The government launched the Sukanya Samriddhi Account programme along with the Beti Bachao, Beti Padhao scheme in January 2015. 

According to the finance ministry, the scheme has been a great success. Until November, 2017 more than 1.26 crore accounts have been opened across the country.

Despite being a small savings scheme, the Sukanya Samriddhi Account has the potential to have a phenomenal impact on the lives and self esteem of young girls in the country. The scheme aims to ensure a bright future for the girl children by facilitating their education and marriage expenses.

Under the scheme, a parent or legal guardian can open an account in the name of the girl child until she attains the age of ten years. As per the government notification on the scheme, the account can be opened in any post office branch and designated public sector banks.
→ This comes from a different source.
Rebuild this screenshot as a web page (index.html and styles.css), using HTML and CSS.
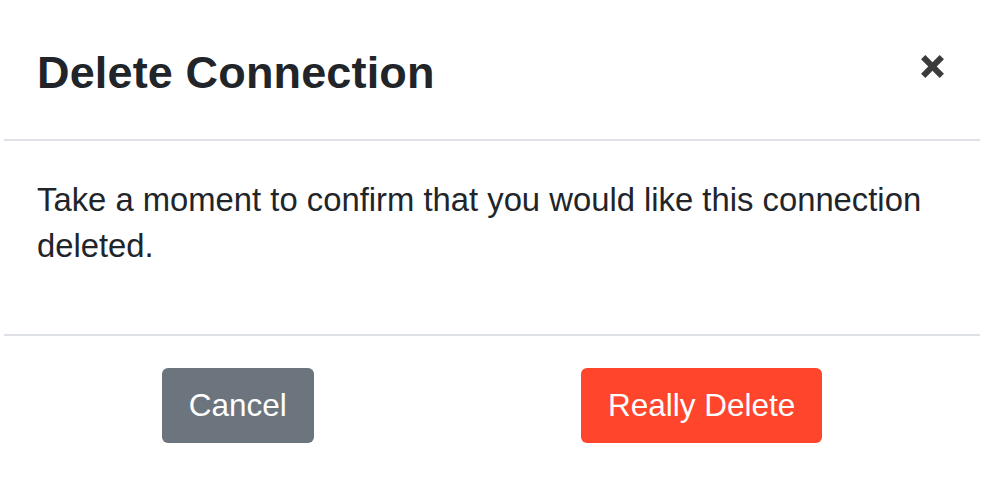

The minimum deposit that needs to be every year is Rs 250 (earlier it was Rs 1,000), and the maximum amount that can be deposited in a year is Rs 150,000. 

The account will be valid for 21 years from the date of opening, after which it will mature and the money will be paid to the girl child in whose name the account had been opened. 

Deposits can be made up to 14 years from the date of opening of the account. After this period the account will only earn interest as per applicable rates.

In case the required minimum annual deposit is not made by a parent or a guardian, the account will cease to be active. 

Premature withdrawal – withdrawing money before the completion of the maturity period of 21 years – can only be made by the girl child in whose name the account has been opened after she attains the age of 18 years. 

This withdrawal will also be limited to 50 per cent of the balance standing at the end of the preceding financial year, and will only be allowed for the purpose of higher education or if the girl intends to get married. 

Tax exemption is one of the greatest advantagEs of the Sukanya Samriddhi Account programme. The deposits made to the account, and also the proceeds and maturity amount would be fully exempted from tax under section 80C of the Income Tax Act.

Despite being a small investment scheme, an initiative like the Sukanya Samriddhi Account is the need of the hour and will go a long way towards protecting the future of and providing financial security to the girl child. 

Kisan Vikas Patra

Kisan Vikas Patra (KVP) – a certificate savings scheme was launched by the government on April 1, 1988. The scheme provided facility of unlimited investment by way of purchase of certificates from post offices in various denominations. 

The scheme was very popular among the investors and the percentage share of gross collections secured in KVP was in the range of 9 per cent to 29 per cent against the total collections received under all National Savings Schemes in the country.

It was discontinued in 2011. The government re-launched the scheme in 2014 and is available in post offices.

Investment can be made in denomination of Rs 1,000, 5000, 10,000 and 50,000. There is no upper ceiling on investment. 

Senior Citizens Savings Scheme

The government introduced the Senior Citizens Savings Scheme (SCSS) in August 2004.  The scheme offers a risk free avenue of investment with attractive returns to all senior citizens of the country. 

Citizens of 60 years of age and above are eligible to invest.

Those who have retired under a voluntary or a special voluntary retirement scheme and have attained the age of 55 years are also eligible to invest their retirement benefits.

The upper limit of investment under this scheme is Rs 15 lakh.

The deposits made in the scheme are exempted from income tax under section 80C of Income Tax Act.